*Work instructions:* Leave out any pictures and transcribe all other data below exactly.

--- Begin Data ---

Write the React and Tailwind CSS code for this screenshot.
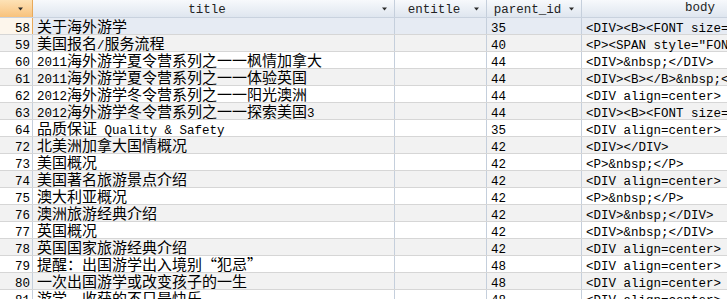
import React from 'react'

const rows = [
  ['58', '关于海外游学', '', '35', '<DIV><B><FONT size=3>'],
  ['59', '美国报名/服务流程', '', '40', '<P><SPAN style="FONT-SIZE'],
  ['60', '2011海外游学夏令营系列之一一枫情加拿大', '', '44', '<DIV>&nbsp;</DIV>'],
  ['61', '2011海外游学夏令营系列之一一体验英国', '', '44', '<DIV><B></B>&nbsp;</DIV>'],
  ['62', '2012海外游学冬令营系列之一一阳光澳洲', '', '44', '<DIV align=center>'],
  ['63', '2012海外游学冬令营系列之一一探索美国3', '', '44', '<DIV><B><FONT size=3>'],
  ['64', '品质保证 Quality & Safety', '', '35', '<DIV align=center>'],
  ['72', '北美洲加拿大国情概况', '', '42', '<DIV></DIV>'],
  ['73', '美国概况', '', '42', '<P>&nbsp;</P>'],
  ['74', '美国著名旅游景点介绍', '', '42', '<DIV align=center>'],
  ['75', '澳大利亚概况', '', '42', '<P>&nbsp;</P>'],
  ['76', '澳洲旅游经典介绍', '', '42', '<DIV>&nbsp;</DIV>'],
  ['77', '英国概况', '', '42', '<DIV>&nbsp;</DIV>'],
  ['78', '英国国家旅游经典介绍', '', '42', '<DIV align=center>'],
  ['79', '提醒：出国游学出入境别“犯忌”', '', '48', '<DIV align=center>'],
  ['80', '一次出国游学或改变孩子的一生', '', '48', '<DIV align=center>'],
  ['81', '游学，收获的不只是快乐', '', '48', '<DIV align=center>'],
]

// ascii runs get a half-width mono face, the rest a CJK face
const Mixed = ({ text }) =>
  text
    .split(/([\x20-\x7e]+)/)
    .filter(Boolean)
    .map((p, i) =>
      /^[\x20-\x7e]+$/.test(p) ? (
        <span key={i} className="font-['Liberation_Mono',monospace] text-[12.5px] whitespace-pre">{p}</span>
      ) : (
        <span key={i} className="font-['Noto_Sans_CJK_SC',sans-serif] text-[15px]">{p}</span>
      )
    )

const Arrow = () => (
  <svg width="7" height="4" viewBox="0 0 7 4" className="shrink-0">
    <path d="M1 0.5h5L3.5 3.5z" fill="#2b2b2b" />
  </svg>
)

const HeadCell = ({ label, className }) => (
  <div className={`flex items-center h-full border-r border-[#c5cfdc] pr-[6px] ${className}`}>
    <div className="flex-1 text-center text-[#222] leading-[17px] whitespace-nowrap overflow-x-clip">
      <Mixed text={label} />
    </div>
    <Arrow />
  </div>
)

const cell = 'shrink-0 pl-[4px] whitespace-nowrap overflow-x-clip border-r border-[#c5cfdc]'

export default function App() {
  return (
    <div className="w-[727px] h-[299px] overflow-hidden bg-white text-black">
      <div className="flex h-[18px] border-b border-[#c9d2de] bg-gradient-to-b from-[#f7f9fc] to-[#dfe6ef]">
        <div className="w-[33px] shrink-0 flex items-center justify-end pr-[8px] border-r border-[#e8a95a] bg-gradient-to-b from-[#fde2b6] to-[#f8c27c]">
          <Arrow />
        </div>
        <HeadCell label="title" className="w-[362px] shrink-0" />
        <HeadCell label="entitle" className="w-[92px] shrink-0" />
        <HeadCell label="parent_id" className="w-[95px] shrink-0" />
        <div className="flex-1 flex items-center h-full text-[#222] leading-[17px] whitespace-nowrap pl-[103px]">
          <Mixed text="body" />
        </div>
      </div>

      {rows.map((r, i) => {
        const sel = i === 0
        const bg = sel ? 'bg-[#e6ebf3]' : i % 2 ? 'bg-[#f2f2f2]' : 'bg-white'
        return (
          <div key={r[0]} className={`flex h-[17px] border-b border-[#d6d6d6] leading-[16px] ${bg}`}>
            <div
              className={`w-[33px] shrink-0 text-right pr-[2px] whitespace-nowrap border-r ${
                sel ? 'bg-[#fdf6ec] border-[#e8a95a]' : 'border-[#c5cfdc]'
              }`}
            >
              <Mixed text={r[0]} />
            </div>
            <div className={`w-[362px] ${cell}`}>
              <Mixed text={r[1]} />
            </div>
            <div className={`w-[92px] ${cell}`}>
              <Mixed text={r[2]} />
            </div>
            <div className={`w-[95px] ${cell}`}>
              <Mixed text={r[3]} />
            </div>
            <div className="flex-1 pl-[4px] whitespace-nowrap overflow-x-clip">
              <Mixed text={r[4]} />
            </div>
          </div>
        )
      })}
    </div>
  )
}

--- End Data ---

*Exercise solution:*
Write the React and Tailwind CSS code for this screenshot.
import React from 'react'

const rows = [
  ['58', '关于海外游学', '', '35', '<DIV><B><FONT size=3>'],
  ['59', '美国报名/服务流程', '', '40', '<P><SPAN style="FONT-SIZE'],
  ['60', '2011海外游学夏令营系列之一一枫情加拿大', '', '44', '<DIV>&nbsp;</DIV>'],
  ['61', '2011海外游学夏令营系列之一一体验英国', '', '44', '<DIV><B></B>&nbsp;</DIV>'],
  ['62', '2012海外游学冬令营系列之一一阳光澳洲', '', '44', '<DIV align=center>'],
  ['63', '2012海外游学冬令营系列之一一探索美国3', '', '44', '<DIV><B><FONT size=3>'],
  ['64', '品质保证 Quality & Safety', '', '35', '<DIV align=center>'],
  ['72', '北美洲加拿大国情概况', '', '42', '<DIV></DIV>'],
  ['73', '美国概况', '', '42', '<P>&nbsp;</P>'],
  ['74', '美国著名旅游景点介绍', '', '42', '<DIV align=center>'],
  ['75', '澳大利亚概况', '', '42', '<P>&nbsp;</P>'],
  ['76', '澳洲旅游经典介绍', '', '42', '<DIV>&nbsp;</DIV>'],
  ['77', '英国概况', '', '42', '<DIV>&nbsp;</DIV>'],
  ['78', '英国国家旅游经典介绍', '', '42', '<DIV align=center>'],
  ['79', '提醒：出国游学出入境别“犯忌”', '', '48', '<DIV align=center>'],
  ['80', '一次出国游学或改变孩子的一生', '', '48', '<DIV align=center>'],
  ['81', '游学，收获的不只是快乐', '', '48', '<DIV align=center>'],
]

// ascii runs get a half-width mono face, the rest a CJK face
const Mixed = ({ text }) =>
  text
    .split(/([\x20-\x7e]+)/)
    .filter(Boolean)
    .map((p, i) =>
      /^[\x20-\x7e]+$/.test(p) ? (
        <span key={i} className="font-['Liberation_Mono',monospace] text-[12.5px] whitespace-pre">{p}</span>
      ) : (
        <span key={i} className="font-['Noto_Sans_CJK_SC',sans-serif] text-[15px]">{p}</span>
      )
    )

const Arrow = () => (
  <svg width="7" height="4" viewBox="0 0 7 4" className="shrink-0">
    <path d="M1 0.5h5L3.5 3.5z" fill="#2b2b2b" />
  </svg>
)

const HeadCell = ({ label, className }) => (
  <div className={`flex items-center h-full border-r border-[#c5cfdc] pr-[6px] ${className}`}>
    <div className="flex-1 text-center text-[#222] leading-[17px] whitespace-nowrap overflow-x-clip">
      <Mixed text={label} />
    </div>
    <Arrow />
  </div>
)

const cell = 'shrink-0 pl-[4px] whitespace-nowrap overflow-x-clip border-r border-[#c5cfdc]'

export default function App() {
  return (
    <div className="w-[727px] h-[299px] overflow-hidden bg-white text-black">
      <div className="flex h-[18px] border-b border-[#c9d2de] bg-gradient-to-b from-[#f7f9fc] to-[#dfe6ef]">
        <div className="w-[33px] shrink-0 flex items-center justify-end pr-[8px] border-r border-[#e8a95a] bg-gradient-to-b from-[#fde2b6] to-[#f8c27c]">
          <Arrow />
        </div>
        <HeadCell label="title" className="w-[362px] shrink-0" />
        <HeadCell label="entitle" className="w-[92px] shrink-0" />
        <HeadCell label="parent_id" className="w-[95px] shrink-0" />
        <div className="flex-1 flex items-center h-full text-[#222] leading-[17px] whitespace-nowrap pl-[103px]">
          <Mixed text="body" />
        </div>
      </div>

      {rows.map((r, i) => {
        const sel = i === 0
        const bg = sel ? 'bg-[#e6ebf3]' : i % 2 ? 'bg-[#f2f2f2]' : 'bg-white'
        return (
          <div key={r[0]} className={`flex h-[17px] border-b border-[#d6d6d6] leading-[16px] ${bg}`}>
            <div
              className={`w-[33px] shrink-0 text-right pr-[2px] whitespace-nowrap border-r ${
                sel ? 'bg-[#fdf6ec] border-[#e8a95a]' : 'border-[#c5cfdc]'
              }`}
            >
              <Mixed text={r[0]} />
            </div>
            <div className={`w-[362px] ${cell}`}>
              <Mixed text={r[1]} />
            </div>
            <div className={`w-[92px] ${cell}`}>
              <Mixed text={r[2]} />
            </div>
            <div className={`w-[95px] ${cell}`}>
              <Mixed text={r[3]} />
            </div>
            <div className="flex-1 pl-[4px] whitespace-nowrap overflow-x-clip">
              <Mixed text={r[4]} />
            </div>
          </div>
        )
      })}
    </div>
  )
}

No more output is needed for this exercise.